In 2023, Quinn self-published the book-club comedy (Probably) The Greatest Love Story Ever Told. The book was acquired by publishers in the United States, the United Kingdom, Germany, Brazil, Spain and Italy.

In 2026, Quinn published the Bob and Shirley cozy crime and murder mystery series, beginning with Bob and Shirley's Guide to Murder.
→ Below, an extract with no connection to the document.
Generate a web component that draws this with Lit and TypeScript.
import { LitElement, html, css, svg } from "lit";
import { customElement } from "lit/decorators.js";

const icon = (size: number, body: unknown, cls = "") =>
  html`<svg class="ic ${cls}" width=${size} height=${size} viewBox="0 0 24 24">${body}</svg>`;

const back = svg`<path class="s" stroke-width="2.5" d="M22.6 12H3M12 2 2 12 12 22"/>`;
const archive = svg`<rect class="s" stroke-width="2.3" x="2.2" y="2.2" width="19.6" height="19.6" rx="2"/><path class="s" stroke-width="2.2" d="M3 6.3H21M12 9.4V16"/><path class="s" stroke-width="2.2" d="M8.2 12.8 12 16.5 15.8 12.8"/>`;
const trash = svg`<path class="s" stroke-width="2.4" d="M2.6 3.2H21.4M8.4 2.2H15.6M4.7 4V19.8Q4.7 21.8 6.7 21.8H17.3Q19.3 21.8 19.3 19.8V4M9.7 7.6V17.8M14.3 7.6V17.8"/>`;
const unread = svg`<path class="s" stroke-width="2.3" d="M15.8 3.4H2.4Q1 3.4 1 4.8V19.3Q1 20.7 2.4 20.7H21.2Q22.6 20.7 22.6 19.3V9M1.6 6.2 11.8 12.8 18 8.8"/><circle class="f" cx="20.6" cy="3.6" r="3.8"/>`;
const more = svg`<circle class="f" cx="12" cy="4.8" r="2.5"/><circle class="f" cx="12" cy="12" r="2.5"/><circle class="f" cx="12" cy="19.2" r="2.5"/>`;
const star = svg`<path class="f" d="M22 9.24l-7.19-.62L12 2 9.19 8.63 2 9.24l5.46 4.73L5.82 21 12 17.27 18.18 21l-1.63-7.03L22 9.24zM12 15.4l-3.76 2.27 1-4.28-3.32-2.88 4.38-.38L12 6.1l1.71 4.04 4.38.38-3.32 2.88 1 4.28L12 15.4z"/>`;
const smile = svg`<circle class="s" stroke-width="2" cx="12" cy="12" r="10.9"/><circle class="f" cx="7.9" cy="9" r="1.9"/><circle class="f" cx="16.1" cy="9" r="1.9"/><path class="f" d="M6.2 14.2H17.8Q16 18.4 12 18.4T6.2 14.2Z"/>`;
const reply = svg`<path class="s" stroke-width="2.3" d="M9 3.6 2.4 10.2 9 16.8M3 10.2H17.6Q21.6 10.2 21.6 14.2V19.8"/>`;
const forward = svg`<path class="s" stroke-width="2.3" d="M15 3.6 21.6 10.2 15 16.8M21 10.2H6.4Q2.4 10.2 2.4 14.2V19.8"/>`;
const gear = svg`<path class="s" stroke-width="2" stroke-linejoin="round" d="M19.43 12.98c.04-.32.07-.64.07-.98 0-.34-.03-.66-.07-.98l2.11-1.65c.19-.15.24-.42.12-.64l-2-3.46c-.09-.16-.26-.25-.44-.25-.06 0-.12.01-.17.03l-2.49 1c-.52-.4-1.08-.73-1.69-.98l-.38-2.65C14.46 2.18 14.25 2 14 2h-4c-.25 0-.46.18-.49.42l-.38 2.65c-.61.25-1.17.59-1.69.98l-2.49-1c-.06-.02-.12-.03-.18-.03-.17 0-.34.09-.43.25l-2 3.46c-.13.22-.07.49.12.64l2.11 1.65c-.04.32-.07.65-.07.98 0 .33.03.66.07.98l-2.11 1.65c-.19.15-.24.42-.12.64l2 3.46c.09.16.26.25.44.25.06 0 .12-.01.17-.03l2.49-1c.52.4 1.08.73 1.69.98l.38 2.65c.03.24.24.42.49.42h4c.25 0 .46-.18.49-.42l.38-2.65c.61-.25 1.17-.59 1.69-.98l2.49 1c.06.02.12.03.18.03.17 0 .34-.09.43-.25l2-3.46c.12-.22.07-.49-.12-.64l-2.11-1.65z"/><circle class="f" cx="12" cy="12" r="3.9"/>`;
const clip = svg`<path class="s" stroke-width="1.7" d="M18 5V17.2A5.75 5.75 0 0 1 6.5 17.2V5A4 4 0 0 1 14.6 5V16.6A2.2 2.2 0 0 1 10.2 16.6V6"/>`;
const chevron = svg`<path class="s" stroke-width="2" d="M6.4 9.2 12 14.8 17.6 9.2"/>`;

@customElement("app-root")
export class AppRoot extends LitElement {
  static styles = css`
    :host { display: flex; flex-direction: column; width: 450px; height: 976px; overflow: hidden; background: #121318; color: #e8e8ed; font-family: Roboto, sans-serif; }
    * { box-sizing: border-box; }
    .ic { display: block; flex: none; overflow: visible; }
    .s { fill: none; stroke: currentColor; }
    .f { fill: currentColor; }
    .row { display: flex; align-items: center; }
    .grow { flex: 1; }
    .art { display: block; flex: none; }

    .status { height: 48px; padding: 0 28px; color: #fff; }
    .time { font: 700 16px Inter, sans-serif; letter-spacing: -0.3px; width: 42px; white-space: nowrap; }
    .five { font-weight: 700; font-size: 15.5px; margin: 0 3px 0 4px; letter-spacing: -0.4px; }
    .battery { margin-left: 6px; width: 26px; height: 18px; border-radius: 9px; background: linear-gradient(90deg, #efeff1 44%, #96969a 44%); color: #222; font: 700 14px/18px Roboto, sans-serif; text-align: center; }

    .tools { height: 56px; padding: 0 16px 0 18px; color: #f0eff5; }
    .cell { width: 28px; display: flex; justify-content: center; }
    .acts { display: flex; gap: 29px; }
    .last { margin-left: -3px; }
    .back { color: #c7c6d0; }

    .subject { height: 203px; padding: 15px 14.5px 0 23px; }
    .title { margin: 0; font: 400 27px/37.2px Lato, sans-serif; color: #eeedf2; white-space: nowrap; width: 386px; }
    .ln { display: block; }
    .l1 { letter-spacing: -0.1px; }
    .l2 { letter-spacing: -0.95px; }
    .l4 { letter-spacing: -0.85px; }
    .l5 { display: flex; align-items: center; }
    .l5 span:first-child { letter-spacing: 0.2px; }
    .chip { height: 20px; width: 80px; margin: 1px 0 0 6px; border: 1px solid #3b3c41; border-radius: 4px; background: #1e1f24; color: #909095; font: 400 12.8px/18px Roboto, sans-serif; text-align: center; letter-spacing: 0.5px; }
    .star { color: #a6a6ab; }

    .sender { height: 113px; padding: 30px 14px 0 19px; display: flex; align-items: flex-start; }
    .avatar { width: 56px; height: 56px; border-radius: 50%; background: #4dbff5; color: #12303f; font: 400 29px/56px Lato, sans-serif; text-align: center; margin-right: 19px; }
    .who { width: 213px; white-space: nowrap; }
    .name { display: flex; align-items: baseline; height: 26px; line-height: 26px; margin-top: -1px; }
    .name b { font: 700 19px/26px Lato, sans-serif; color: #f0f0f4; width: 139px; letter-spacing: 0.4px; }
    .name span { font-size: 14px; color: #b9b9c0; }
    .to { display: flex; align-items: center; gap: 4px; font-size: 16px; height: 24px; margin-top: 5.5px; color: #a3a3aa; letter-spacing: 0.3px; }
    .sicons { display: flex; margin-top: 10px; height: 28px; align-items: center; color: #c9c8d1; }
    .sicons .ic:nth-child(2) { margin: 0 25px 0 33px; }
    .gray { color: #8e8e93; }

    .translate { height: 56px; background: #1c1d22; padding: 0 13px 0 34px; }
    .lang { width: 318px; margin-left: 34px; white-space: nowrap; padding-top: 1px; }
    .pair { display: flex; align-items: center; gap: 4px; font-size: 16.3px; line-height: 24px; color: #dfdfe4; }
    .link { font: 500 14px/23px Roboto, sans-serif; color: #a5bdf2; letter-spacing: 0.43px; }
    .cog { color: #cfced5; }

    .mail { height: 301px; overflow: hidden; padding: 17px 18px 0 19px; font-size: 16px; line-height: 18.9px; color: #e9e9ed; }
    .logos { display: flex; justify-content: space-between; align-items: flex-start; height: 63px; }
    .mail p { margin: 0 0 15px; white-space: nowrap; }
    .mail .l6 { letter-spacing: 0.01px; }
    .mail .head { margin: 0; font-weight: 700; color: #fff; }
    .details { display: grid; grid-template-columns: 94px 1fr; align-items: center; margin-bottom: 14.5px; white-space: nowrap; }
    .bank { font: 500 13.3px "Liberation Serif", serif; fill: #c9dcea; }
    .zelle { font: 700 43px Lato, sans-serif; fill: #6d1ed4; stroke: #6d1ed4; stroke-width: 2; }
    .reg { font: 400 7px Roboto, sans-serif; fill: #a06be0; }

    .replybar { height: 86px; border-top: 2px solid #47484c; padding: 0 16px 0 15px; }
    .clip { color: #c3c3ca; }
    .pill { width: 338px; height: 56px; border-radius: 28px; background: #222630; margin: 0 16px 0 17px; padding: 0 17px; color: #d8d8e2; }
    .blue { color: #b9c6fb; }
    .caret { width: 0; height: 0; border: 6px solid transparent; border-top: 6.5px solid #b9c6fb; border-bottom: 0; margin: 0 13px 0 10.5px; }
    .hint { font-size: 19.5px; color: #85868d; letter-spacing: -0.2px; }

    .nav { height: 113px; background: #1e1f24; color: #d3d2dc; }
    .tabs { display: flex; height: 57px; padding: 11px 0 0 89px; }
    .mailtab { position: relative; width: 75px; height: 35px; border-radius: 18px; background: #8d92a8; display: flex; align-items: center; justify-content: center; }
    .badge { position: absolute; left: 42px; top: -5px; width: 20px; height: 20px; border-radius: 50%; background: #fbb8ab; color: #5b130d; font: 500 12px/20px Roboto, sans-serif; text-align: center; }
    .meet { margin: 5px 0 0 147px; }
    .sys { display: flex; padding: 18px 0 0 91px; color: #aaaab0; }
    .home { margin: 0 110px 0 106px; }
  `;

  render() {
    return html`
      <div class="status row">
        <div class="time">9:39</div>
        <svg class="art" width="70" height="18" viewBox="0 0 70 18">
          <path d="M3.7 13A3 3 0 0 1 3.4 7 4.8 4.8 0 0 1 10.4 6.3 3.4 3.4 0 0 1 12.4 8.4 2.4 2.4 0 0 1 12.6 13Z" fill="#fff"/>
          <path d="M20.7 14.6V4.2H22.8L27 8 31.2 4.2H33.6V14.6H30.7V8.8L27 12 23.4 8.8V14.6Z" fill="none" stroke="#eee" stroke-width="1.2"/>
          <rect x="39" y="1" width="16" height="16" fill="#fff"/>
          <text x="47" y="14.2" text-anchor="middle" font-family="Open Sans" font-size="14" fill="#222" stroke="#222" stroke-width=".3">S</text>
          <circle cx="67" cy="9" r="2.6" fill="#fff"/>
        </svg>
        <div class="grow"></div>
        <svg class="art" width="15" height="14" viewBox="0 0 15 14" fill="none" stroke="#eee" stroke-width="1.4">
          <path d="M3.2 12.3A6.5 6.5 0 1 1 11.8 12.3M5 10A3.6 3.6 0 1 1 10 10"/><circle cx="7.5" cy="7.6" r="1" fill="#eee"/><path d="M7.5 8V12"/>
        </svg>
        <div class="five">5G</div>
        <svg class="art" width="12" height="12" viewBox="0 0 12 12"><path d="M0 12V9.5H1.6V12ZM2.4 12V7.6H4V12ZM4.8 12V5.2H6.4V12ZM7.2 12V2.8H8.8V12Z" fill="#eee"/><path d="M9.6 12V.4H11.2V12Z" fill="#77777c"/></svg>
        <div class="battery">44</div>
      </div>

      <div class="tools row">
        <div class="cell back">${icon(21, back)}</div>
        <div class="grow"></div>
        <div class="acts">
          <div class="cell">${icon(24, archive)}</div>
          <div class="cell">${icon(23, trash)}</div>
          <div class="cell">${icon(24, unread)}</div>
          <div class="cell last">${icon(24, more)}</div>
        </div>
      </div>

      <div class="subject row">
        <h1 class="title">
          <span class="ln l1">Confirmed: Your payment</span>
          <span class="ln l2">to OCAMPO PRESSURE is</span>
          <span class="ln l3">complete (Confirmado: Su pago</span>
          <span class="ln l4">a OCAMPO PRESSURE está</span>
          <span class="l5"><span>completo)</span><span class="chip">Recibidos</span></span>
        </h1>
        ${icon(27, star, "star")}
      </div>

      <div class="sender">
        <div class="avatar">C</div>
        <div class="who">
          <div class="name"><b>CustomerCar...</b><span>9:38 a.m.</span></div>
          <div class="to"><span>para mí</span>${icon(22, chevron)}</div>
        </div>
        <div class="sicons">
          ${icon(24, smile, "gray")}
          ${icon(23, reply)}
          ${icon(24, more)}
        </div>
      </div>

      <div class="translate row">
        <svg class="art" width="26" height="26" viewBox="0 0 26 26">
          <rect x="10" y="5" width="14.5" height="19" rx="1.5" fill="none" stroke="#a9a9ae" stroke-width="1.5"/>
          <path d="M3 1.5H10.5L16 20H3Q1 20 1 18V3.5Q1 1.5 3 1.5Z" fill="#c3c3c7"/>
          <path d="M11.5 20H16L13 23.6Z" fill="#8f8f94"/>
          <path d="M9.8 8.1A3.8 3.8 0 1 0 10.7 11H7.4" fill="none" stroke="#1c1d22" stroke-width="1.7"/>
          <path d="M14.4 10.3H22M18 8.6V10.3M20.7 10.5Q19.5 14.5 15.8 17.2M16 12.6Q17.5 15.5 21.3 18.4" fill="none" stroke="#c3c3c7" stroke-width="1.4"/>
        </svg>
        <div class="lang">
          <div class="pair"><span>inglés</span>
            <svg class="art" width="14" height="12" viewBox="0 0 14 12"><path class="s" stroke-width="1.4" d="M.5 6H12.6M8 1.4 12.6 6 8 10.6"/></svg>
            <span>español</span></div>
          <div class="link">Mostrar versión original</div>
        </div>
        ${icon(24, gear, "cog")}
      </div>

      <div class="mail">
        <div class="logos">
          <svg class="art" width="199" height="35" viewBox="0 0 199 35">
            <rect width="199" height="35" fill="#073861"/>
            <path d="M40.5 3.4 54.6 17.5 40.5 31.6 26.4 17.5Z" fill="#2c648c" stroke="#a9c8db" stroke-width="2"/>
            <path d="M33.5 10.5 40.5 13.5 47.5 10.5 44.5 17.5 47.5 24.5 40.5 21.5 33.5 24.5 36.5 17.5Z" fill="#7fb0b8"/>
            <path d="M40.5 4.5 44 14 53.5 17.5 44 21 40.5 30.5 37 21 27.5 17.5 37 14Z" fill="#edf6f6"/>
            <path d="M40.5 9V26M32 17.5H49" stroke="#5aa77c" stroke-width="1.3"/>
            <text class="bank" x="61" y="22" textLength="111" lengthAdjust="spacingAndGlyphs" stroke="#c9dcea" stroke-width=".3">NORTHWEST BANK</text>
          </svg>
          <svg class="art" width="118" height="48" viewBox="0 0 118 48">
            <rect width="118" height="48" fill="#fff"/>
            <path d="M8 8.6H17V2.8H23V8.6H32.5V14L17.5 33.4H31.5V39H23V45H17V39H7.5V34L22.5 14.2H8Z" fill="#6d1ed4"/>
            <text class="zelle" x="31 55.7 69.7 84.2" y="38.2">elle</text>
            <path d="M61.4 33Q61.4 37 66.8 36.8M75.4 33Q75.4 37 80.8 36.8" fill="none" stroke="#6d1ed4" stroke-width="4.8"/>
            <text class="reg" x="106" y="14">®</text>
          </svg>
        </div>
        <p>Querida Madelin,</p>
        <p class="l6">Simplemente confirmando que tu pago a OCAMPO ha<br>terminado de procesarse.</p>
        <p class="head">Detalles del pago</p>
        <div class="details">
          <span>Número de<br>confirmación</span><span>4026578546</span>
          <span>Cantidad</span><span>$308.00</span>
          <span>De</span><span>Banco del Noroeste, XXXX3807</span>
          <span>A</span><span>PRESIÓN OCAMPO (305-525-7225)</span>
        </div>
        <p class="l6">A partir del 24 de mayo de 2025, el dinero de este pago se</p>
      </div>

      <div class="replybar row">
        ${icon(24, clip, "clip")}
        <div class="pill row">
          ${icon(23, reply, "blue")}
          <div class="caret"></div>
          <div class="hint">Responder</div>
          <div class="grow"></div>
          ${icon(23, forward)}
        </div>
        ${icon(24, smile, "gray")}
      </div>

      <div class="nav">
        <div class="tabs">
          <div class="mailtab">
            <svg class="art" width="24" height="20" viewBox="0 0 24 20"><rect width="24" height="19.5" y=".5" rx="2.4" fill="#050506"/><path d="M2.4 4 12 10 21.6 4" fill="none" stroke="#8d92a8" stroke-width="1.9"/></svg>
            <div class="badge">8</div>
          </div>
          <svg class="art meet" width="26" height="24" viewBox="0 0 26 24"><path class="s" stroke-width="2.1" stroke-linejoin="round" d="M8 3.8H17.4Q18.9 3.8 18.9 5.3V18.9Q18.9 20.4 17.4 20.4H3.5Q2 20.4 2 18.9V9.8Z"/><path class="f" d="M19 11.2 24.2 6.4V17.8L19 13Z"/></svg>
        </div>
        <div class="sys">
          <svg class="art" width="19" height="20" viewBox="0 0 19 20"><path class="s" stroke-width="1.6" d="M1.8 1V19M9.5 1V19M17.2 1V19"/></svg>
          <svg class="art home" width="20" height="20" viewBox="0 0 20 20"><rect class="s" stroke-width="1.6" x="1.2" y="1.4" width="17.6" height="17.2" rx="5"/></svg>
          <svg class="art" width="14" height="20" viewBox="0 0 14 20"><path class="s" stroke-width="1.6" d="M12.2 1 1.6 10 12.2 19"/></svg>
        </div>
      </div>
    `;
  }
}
The series is based on characters from (Probably) The Greatest Love Story Ever Told.

==Books==
===Standalone novels===
- Night Girls (initially titled Glass Geishas) (2012)
- Show, Don't Tell (October 2013)
- I Take This Woman (2013)
- Don't Tell Teacher (March 2019)
- Not My Daughter (May 2020)
- (Probably) The Greatest Love Story Ever Told (2023)

===Bob and Shirley's murder mystery series===
- Bob and Shirley's Guide to Murder (July 2026)
- Bob and Shirley's Death by Hot Chocolate (July 2026)
- Bob and Shirley's Dead Before Pudding (August 2026)

===Bad mother series===
- Bad Mother's Diary (July 2015)
- Bad Mother's Detox (February 2017)
- Bad Mother Begins (March 2017)
- Bad Mother's Pregnancy (2017)
- Bad Mother's Holiday (June 2018)
- Bad Mother's Christmas (October 2019)
- Bad Mother's Virus (May 2020)
- Bad Mother’s Wedding (November 2020)

==Personal life==
She currently lives in Wivenhoe, Essex, with her husband and two daughters.